OSLDPS is working closely with other federal agencies, including the Federal Emergency Management Agency (FEMA), Centers for Disease Control and Prevention (CDC) and the FBI to help city, county, and state emergency managers, law enforcement officers, and public health officials pinpoint vulnerabilities and develop plans for countering terrorism. The assessment results will serve not only as a roadmap for program planning, but also as a benchmark for measuring program effectiveness.

As a tool in the planning process, OJP and other federal agencies routinely support local domestic preparedness exercises. Real life situational exercises provide valuable training and learning experiences for emergency response personnel, public officials, and others involved in responding to weapons of mass destruction incidents. In FY 1999, Congress directed the Administration to conduct an exercise that involves all key personnel - federal agency personnel and state and local emergency responders, including law enforcement, fire, and emergency medical personnel - who would participate in the crisis and consequence management of a domestic weapons of mass destruction terrorist attack. The goal of the exercise, called "TOPOFF" because of the involvement of top officials, is to assess the nation's crisis and consequence management capacity under extraordinarily stressful conditions. Consistent with legislative recommendations, the TOPOFF exercise will simulate a chemical and a biological attack.

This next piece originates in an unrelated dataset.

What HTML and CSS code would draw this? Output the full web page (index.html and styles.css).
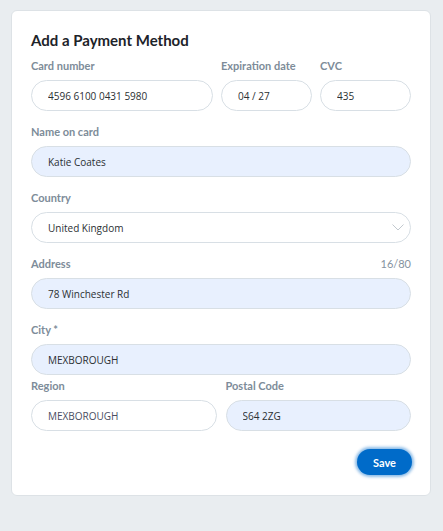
FILE: index.html
```html
<!DOCTYPE html>
<html lang="en">
<head>
    <meta charset="UTF-8">
    <meta name="viewport" content="width=device-width, initial-scale=1.0">
    <title>Add a Payment Method</title>
    <link rel="stylesheet" href="styles.css">
</head>
<body>
    <div class="card">
        <h1>Add a Payment Method</h1>

        <div class="row row-card">
            <div class="field">
                <label for="cardNumber">Card number</label>
                <input type="text" id="cardNumber" value="4596 6100 0431 5980">
            </div>
            <div class="field">
                <label for="expiry">Expiration date</label>
                <input type="text" id="expiry" value="04 / 27">
            </div>
            <div class="field">
                <label for="cvc">CVC</label>
                <input type="text" id="cvc" value="435">
            </div>
        </div>

        <div class="field">
            <label for="name">Name on card</label>
            <input type="text" id="name" class="filled" value="Katie Coates">
        </div>

        <div class="field">
            <label for="country">Country</label>
            <div class="select-wrap">
                <select id="country">
                    <option>United Kingdom</option>
                </select>
                <svg class="chevron" width="12" height="7" viewBox="0 0 12 7">
                    <path d="M0.5 0.5 L6 6 L11.5 0.5" fill="none" stroke="#c2c9cf" stroke-width="1"/>
                </svg>
            </div>
        </div>

        <div class="field">
            <div class="label-row">
                <label for="address">Address</label>
                <span class="counter">16/80</span>
            </div>
            <input type="text" id="address" class="filled" value="78 Winchester Rd">
        </div>

        <div class="field field-tight">
            <label for="city">City *</label>
            <input type="text" id="city" class="filled" value="MEXBOROUGH">
        </div>

        <div class="row row-half">
            <div class="field">
                <label for="region">Region</label>
                <input type="text" id="region" class="muted" value="MEXBOROUGH">
            </div>
            <div class="field">
                <label for="postal">Postal Code</label>
                <input type="text" id="postal" class="filled" value="S64 2ZG">
            </div>
        </div>

        <div class="actions">
            <button type="button" class="save-btn">Save</button>
        </div>
    </div>
</body>
</html>
```

FILE: styles.css
```css
* {
    box-sizing: border-box;
}
body {
    font-family: 'Open Sans', 'Noto Sans', sans-serif;
    background-color: #e9edf0;
    margin: 0;
    padding: 10px 12px 0 11px;
    color: #333;
}
.card {
    width: 420px;
    background: #fff;
    border: 1px solid #dde2e6;
    border-radius: 6px;
    padding: 19px 19px 20px;
}
h1 {
    margin: 0 0 9px;
    font-family: Lato, 'Open Sans', sans-serif;
    font-size: 15px;
    line-height: 20px;
    font-weight: 700;
    color: #1d2329;
}
.row {
    display: grid;
    gap: 8px;
}
.row-card {
    grid-template-columns: 182px 91px 91px;
    margin-bottom: 14px;
}
.row-half {
    grid-template-columns: 1fr 1fr;
    gap: 9px;
}
.field {
    margin-bottom: 14px;
}
.field-tight {
    margin-bottom: 4px;
}
.row .field {
    margin-bottom: 0;
}
label {
    display: block;
    font-family: Lato, 'Open Sans', sans-serif;
    font-size: 11px;
    line-height: 14px;
    font-weight: 700;
    color: #7d8c99;
    margin-bottom: 7px;
}
.label-row {
    display: flex;
    justify-content: space-between;
}
.counter {
    font-family: Lato, 'Open Sans', sans-serif;
    font-size: 11px;
    line-height: 14px;
    color: #8593a0;
}
input, select {
    display: block;
    width: 100%;
    height: 31px;
    padding: 0 16px;
    border: 1px solid #d8dfe5;
    border-radius: 16px;
    background: #fff;
    font-family: inherit;
    font-size: 10px;
    color: #2b2f33;
    outline: none;
}
input.filled {
    background: #e8f0fe;
}
input.muted {
    color: #4a4e63;
}
.select-wrap {
    position: relative;
}
select {
    appearance: none;
    -webkit-appearance: none;
}
.chevron {
    position: absolute;
    right: 7px;
    top: 12px;
}
.actions {
    display: flex;
    justify-content: flex-end;
    margin-top: 18px;
}
.save-btn {
    width: 55px;
    height: 26px;
    margin-right: -1px;
    border: none;
    border-radius: 13px;
    background: #006bc9;
    color: #fff;
    font-family: Lato, 'Open Sans', sans-serif;
    font-size: 11px;
    font-weight: 700;
    cursor: pointer;
    box-shadow: 0 0 3px 2px rgba(0, 107, 201, 0.45);
}
```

The exercise scenarios will enable top officials and relevant personnel to practice different courses of action, gain and maintain situational awareness, and assemble appropriate resources. Mayors, city managers, state governors and local and state personnel will be key participants and play active roles throughout the exercise.

In May 1999, OJP convened a TOPOFF planning conference with more than 150 state and local emergency response experts and planners from across the country. The group discussed criteria for the selection of sites, inclusion of state and local representatives, exercise management and control, evaluation structure, policy implications of the federal response, and public affairs issues.

At the direction of Congress, the exercise will be conducted without advance notice to participants. Specific dates and characteristics of the exercise are being withheld from participants who will be responding as they would in a real-life situation. Updates will be available on the Website.

USING TECHNOLOGY AGAINST TERRORISM

In FY 1999, Congress appropriated $10 million for domestic anti-terrorism technology development. NIJ is working with several research partners on a variety of projects. One such project is a chemical agent sensor system designed to protect subway systems in the event of a terrorist attack. The system is designed to sense the presence of chemical agents in less-than-lethal concentrations in sufficient time to allow for response and evacuation. This system is currently being tested by a transit authority in a major metropolitan area. Also in development are technologies that screen for concealed weapons and explosives and improvements to methods for disabling explosive devices.